The other approach, mostly in the asian schools, teach rote and speed in mechanical/mental manipulation. For example, a student would do 1000 quadratic equations, mostly by rote using substitution into the formula. That constitutes "teaching" of the quadratic equation.

But in the end, who learned more? Not sure. But i do believe that being able to manipulate numbers very quickly leads to a quality of its own, and can make understanding harder concepts easier.



In fact, the Soviet approach also emphasized solving problems. There are books entirely devoted to problem sets, and there are other books devoted entirely to theory. My grandfather was a Professor of Mathematics at Moscow State University before we emigrated, and as I was growing up, he would always stress that it does one no good to just know about swimming if you can't actually swim. The people who learn the most are the ones who have competency in both theory and application. To get that competency, you alternate between focused practice in one and the other, just like an athlete alternates training different muscle groups.


The rote learner learned nothing more than the ability to regurgitate a mechanical process while the academic learner learned understanding, in my view. You have to work through some examples to solidify it but that should be totally secondary to understanding the meaning and concepts. Like a physics teacher of mine put it, rote math learning is like teaching sea lions to honk horns for fish - students give the right memorized answer and get the grades without really learning anything.


In my experience, it's easy to think one has understanding without actually understanding. The process of applying that tentative understanding to a problem to test it is essential to figuring out what the flaws are in the tentative understanding so that real understanding can eventually be achieved. Once it gets to the point that a person can crank through problems without significant errors, then I think further problems don't do much good except as an occasional refresher.


Hence the importance of word problems, I think.
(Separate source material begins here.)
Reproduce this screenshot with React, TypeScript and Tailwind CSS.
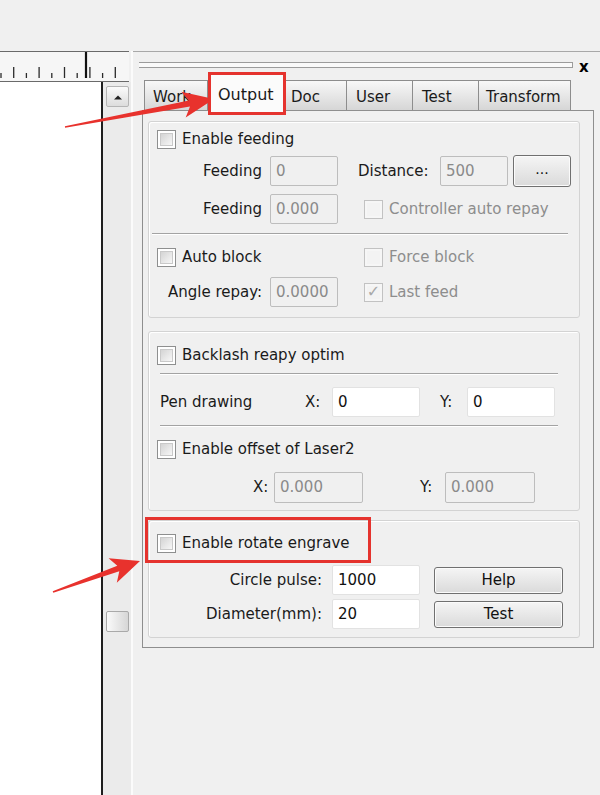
import React from "react";

const tabs = [
  { label: "Work", w: "w-[64px]", pl: "pl-[8px]" },
  { label: "Output", w: "w-[78px]", pl: "pl-[7px]", active: true },
  { label: "Doc", w: "w-[62px]", pl: "pl-[5px]" },
  { label: "User", w: "w-[67px]", pl: "pl-[9px]" },
  { label: "Test", w: "w-[67px]", pl: "pl-[9px]" },
  { label: "Transform", w: "w-[93px]", pl: "pl-[7px]" },
];

const ticks = Array.from({ length: 10 }, (_, i) => i);

function Check({ checked = false, disabled = false }: { checked?: boolean; disabled?: boolean }) {
  return (
    <span
      className={`flex h-[19px] w-[19px] shrink-0 items-center justify-center border ${
        disabled ? "border-[#c2c2c2] bg-[#f6f6f6]" : "border-[#8e8f8f] bg-white"
      }`}
    >
      <span
        className={`flex h-[13px] w-[13px] items-center justify-center text-[16px] leading-none ${
          disabled
            ? "bg-[#f3f3f3] text-[#a8a8a8]"
            : "border border-[#c9c9c9] bg-linear-to-br from-[#d4d4d4] to-[#f7f7f7]"
        }`}
      >
        {checked ? "✓" : ""}
      </span>
    </span>
  );
}

function CheckRow({ label, checked, disabled }: { label: string; checked?: boolean; disabled?: boolean }) {
  return (
    <div className="flex items-center">
      <Check checked={checked} disabled={disabled} />
      <span className={`ml-[6px] leading-none ${disabled ? "text-[#8d8d8d]" : ""}`}>{label}</span>
    </div>
  );
}

function Field({ value, className, disabled }: { value: string; className: string; disabled?: boolean }) {
  return (
    <div
      className={`flex h-[30px] items-center rounded-[2px] border pl-[5px] leading-none ${className} ${
        disabled ? "border-[#bdbdbd] bg-[#f0f0f0] text-[#8a8a8a]" : "border-[#e2e2e2] bg-white text-[#111]"
      }`}
    >
      {value}
    </div>
  );
}

function Btn({ label, className }: { label: string; className: string }) {
  return (
    <button
      className={`flex items-center justify-center rounded-[3px] border border-[#707070] bg-linear-to-b from-[#f5f5f5] to-[#dadada] leading-none text-[#111] shadow-[inset_0_0_0_1px_#fbfbfb] ${className}`}
    >
      {label}
    </button>
  );
}

function Sep({ className }: { className: string }) {
  return <div className={`h-[2px] border-t border-[#a3a3a3] border-b border-b-white ${className}`} />;
}

export default function App() {
  return (
    <div className="relative h-[795px] w-[600px] overflow-hidden bg-[#f0f0f0] font-['DejaVu_Sans',sans-serif] text-[15px] text-[#1a1a1a]">
      <div className="h-[51px]" />

      <div className="flex h-[744px]">
        {/* left: ruler, canvas, scrollbar */}
        <div className="flex w-[131px] flex-col">
          <div className="h-[31px] w-[129px] border-t border-b border-[#6a6a6a] bg-[#f6f6f6]">
            <svg width="129" height="29">
              {ticks.map((i) => {
                const x = 1 + i * 12.7;
                return (
                  <line
                    key={i}
                    x1={x}
                    x2={x}
                    y1={i % 2 === 1 ? 15 : 21}
                    y2={26}
                    stroke="#2a2a2a"
                    strokeWidth="1.3"
                  />
                );
              })}
              <line x1="86" x2="86" y1="0" y2="26" stroke="#111" strokeWidth="2.2" />
            </svg>
          </div>
          <div className="flex flex-1">
            <div className="w-[103px] border-r-2 border-[#1e1e1e] bg-white" />
            <div className="flex flex-1 flex-col bg-[#ebebeb] pl-[3px] pt-[4px]">
              <div className="flex h-[21px] w-[23px] items-center justify-center rounded-[2px] border border-[#b5b5b5] bg-linear-to-b from-[#fbfbfb] to-[#dcdcdc]">
                <svg width="10" height="6" viewBox="0 0 10 6">
                  <path d="M1 5.5 L5 1.5 L9 5.5 Z" fill="#222" />
                </svg>
              </div>
              <div className="mt-[504px] h-[21px] w-[23px] rounded-[2px] border border-[#a9a9a9] bg-linear-to-r from-[#fafafa] to-[#d6d6d6]" />
            </div>
          </div>
        </div>

        <div className="w-[2px] bg-[#fbfbfb]" />

        {/* right: property panel */}
        <div className="flex flex-1 flex-col border-t border-[#a8a8a8]">
          <div className="flex h-[28px] items-start">
            <div className="ml-[6px] mt-[10px] h-[6px] w-[434px] border-y border-r border-[#9c9c9c] bg-[#fafafa]" />
            <span className="ml-[6px] mt-[8px] text-[15px] font-bold leading-none text-black">x</span>
          </div>

          <div className="ml-[12px] flex h-[30px] items-start">
            {tabs.map((t) =>
              t.active ? (
                <div
                  key={t.label}
                  className={`relative z-10 -mt-[8px] flex h-[43px] items-center border-[3px] border-[#e5332e] bg-[#fbfbfb] pt-[2px] ${t.w} ${t.pl} text-[16px] leading-none`}
                >
                  {t.label}
                </div>
              ) : (
                <div
                  key={t.label}
                  className={`-ml-px flex h-[30px] items-center border border-b-0 border-[#8d8d8d] bg-linear-to-b from-[#f8f8f8] to-[#d6d6d6] pt-[4px] ${t.w} ${t.pl} leading-none`}
                >
                  {t.label}
                </div>
              )
            )}
          </div>

          <div className="ml-[9px] flex h-[538px] w-[452px] flex-col border border-[#8e8e8e] bg-[#f0f0f0] pl-[5px] pt-[10px]">
            {/* group 1 */}
            <div className="flex h-[197px] w-[432px] flex-col rounded-[3px] border border-[#d3d3d3] pl-[8px] shadow-[inset_1px_1px_0_#ffffff]">
              <div className="mt-[7px] flex h-[20px] items-center">
                <CheckRow label="Enable feeding" />
              </div>
              <div className="mt-[5px] flex h-[32px] items-center pt-[2px]">
                <span className="w-[105px] text-right leading-none">Feeding</span>
                <Field value="0" className="ml-[8px] w-[68px]" disabled />
                <span className="ml-[20px] w-[82px] leading-none">Distance:</span>
                <Field value="500" className="w-[68px]" disabled />
                <Btn label="..." className="ml-[5px] h-[32px] w-[58px] pb-[4px] text-[14px]" />
              </div>
              <div className="mt-[8px] flex h-[30px] items-center">
                <span className="w-[105px] text-right leading-none">Feeding</span>
                <Field value="0.000" className="ml-[8px] w-[68px]" disabled />
                <div className="ml-[26px]">
                  <CheckRow label="Controller auto repay" disabled />
                </div>
              </div>
              <Sep className="ml-[-5px] mt-[9px] w-[416px]" />
              <div className="mt-[12px] flex h-[20px] items-center">
                <div className="w-[207px]">
                  <CheckRow label="Auto block" />
                </div>
                <CheckRow label="Force block" disabled />
              </div>
              <div className="mt-[10px] flex h-[30px] items-center">
                <span className="w-[105px] text-right leading-none">Angle repay:</span>
                <Field value="0.0000" className="ml-[8px] w-[68px]" disabled />
                <div className="ml-[26px]">
                  <CheckRow label="Last feed" checked disabled />
                </div>
              </div>
            </div>

            {/* group 2 */}
            <div className="mt-[13px] flex h-[180px] w-[432px] flex-col rounded-[3px] border border-[#d3d3d3] pl-[8px] shadow-[inset_1px_1px_0_#ffffff]">
              <div className="mt-[13px] flex h-[20px] items-center">
                <CheckRow label="Backlash reapy optim" />
              </div>
              <Sep className="ml-[3px] mt-[8px] w-[398px]" />
              <div className="mt-[12px] flex h-[30px] items-center">
                <span className="w-[148px] pl-[3px] leading-none">Pen drawing</span>
                <span className="w-[27px] leading-none">X:</span>
                <Field value="0" className="w-[88px]" />
                <span className="ml-[20px] w-[27px] leading-none">Y:</span>
                <Field value="0" className="w-[88px]" />
              </div>
              <Sep className="ml-[3px] mt-[8px] w-[398px]" />
              <div className="mt-[12px] flex h-[20px] items-center">
                <CheckRow label="Enable offset of Laser2" />
              </div>
              <div className="mt-[13px] flex h-[31px] items-center">
                <span className="ml-[96px] w-[21px] leading-none">X:</span>
                <Field value="0.000" className="h-[31px] w-[89px]" disabled />
                <span className="ml-[57px] w-[25px] leading-none">Y:</span>
                <Field value="0.000" className="h-[31px] w-[90px]" disabled />
              </div>
            </div>

            {/* group 3 */}
            <div className="relative mt-[9px] flex h-[118px] w-[432px] flex-col rounded-[3px] border border-[#d3d3d3] pl-[8px] shadow-[inset_1px_1px_0_#ffffff]">
              <div className="mt-[12px] flex h-[20px] items-center">
                <CheckRow label="Enable rotate engrave" />
              </div>
              <div className="mt-[12px] flex h-[30px] items-center">
                <span className="w-[165px] text-right leading-none">Circle pulse:</span>
                <Field value="1000" className="ml-[10px] w-[88px]" />
                <Btn label="Help" className="ml-[14px] h-[27px] w-[129px]" />
              </div>
              <div className="mt-[4px] flex h-[30px] items-center">
                <span className="w-[165px] text-right leading-none">Diameter(mm):</span>
                <Field value="20" className="ml-[10px] w-[88px]" />
                <Btn label="Test" className="ml-[14px] h-[27px] w-[129px]" />
              </div>
              <div className="absolute left-[-4px] top-[-4px] h-[46px] w-[226px] border-[3px] border-[#e5332e]" />
            </div>
          </div>
        </div>
      </div>

      {/* annotation arrows */}
      <svg className="pointer-events-none absolute left-0 top-0" width="600" height="795">
        <path
          d="M64.9 126.2 L188.8 100.6 L181.3 91.8 L214 99 L185.7 117.4 L190 106.4 L65.1 127.8 Z"
          fill="#e8322d"
        />
        <path
          d="M52.7 591.2 L117.3 565.7 L108.6 558.2 L140 561 L116.8 582.8 L119.3 571.3 L53.3 592.8 Z"
          fill="#e8322d"
        />
      </svg>
    </div>
  );
}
They force a synthesis of abstract and concrete that really tests/enhances understanding on all levels.


Everyone can learn to solve equations quickly if they’re forced to do it 1000 times. They might forget it the day after the test, the might not know why they’re doing anything, but you can be damn certain you know what you’re doing if just for that brief window in time.

It’s also clear if you’re succeeding or failing. I’ve noticed that private school parents in the US seem to hate homework. The kids get three optional problems a week and no tests. All the time that they might’ve spent thinking on their own about problems is instead spent in class, which really limits how much new stuff can be taught. The kids think they know everything because there are no grades. The kids that actually perform at grade level have private tutors giving them homework, while the rest are just playing fortnite and unable to do fractions.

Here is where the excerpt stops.